WHAT THE TASK ASKS: Where the word "this" occurs in a line, return that line.

-------- RECORDS PROVIDED --------

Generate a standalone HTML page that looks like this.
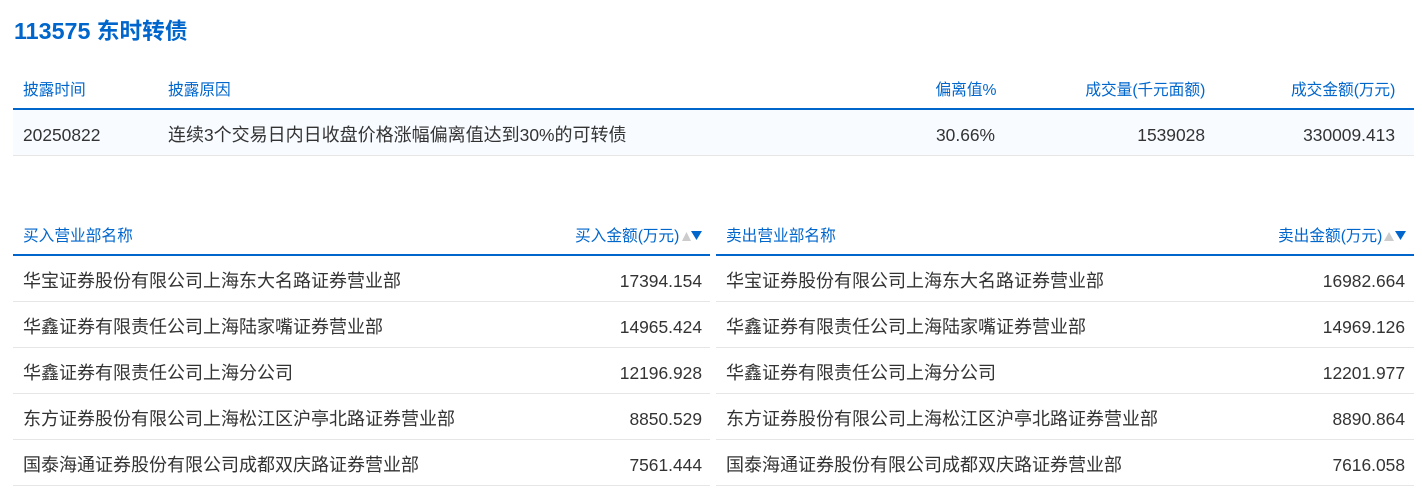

--------
-------- RECORDS PROVIDED --------

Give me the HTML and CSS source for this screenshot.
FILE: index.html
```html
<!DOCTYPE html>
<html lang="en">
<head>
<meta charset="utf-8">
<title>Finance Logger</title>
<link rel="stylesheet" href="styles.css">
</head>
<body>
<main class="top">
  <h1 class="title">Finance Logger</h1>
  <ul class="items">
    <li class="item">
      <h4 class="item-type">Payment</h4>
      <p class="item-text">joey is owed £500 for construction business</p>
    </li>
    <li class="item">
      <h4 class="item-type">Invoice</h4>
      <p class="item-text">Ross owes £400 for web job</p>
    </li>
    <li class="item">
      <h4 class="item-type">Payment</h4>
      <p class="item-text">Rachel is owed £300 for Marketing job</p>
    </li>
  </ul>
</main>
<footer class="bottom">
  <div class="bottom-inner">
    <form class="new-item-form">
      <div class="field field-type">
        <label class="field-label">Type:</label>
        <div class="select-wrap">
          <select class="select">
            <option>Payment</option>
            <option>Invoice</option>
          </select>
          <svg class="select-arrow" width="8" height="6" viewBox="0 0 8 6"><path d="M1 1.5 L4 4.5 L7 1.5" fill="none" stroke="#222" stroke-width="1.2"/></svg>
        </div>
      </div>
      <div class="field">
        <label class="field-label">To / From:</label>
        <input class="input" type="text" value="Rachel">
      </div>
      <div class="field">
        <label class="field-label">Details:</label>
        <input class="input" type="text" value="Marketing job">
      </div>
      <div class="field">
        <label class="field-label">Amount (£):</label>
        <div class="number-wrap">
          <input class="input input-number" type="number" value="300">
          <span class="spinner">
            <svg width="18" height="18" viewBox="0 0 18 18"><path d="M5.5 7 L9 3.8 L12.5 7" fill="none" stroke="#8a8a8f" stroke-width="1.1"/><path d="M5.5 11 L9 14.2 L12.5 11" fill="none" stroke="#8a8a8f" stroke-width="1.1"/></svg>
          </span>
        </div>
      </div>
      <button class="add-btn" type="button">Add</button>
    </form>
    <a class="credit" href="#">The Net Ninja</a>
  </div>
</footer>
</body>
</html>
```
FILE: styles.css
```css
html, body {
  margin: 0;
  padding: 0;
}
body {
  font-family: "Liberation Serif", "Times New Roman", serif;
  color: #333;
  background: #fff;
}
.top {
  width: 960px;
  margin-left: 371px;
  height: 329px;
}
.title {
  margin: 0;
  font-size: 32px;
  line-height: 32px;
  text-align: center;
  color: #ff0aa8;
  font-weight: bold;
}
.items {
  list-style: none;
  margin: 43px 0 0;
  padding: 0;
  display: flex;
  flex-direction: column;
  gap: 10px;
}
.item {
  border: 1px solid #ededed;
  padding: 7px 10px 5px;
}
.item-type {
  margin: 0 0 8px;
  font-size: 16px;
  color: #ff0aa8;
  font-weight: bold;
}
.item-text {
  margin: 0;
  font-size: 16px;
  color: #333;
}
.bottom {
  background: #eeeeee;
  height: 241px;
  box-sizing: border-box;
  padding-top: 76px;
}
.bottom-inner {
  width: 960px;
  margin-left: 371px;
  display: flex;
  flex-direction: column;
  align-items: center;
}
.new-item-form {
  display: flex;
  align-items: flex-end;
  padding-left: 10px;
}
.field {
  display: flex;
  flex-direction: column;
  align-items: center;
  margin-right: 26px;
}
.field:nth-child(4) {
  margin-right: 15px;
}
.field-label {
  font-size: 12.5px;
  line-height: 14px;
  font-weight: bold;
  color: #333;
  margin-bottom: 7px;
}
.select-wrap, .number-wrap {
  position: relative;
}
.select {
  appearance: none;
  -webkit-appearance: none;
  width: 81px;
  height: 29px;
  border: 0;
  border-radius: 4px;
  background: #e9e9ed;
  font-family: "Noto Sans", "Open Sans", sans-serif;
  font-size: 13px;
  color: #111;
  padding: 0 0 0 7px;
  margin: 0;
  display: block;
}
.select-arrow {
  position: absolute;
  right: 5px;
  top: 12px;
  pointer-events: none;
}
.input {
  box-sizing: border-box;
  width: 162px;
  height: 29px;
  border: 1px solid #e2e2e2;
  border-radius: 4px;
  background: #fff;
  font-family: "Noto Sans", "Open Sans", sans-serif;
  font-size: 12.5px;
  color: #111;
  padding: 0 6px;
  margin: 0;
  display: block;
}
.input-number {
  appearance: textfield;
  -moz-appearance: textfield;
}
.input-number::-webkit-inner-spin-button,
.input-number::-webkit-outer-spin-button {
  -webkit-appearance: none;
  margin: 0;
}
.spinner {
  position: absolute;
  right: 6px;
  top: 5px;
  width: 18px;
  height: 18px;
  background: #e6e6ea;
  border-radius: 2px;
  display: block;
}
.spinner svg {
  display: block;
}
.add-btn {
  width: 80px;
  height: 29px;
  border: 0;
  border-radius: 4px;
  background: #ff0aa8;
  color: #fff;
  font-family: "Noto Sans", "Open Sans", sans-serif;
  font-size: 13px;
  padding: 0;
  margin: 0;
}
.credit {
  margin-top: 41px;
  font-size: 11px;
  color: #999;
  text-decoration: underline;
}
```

--------

FULL OUTPUT:
Generate a standalone HTML page that looks like this.
Give me the HTML and CSS source for this screenshot.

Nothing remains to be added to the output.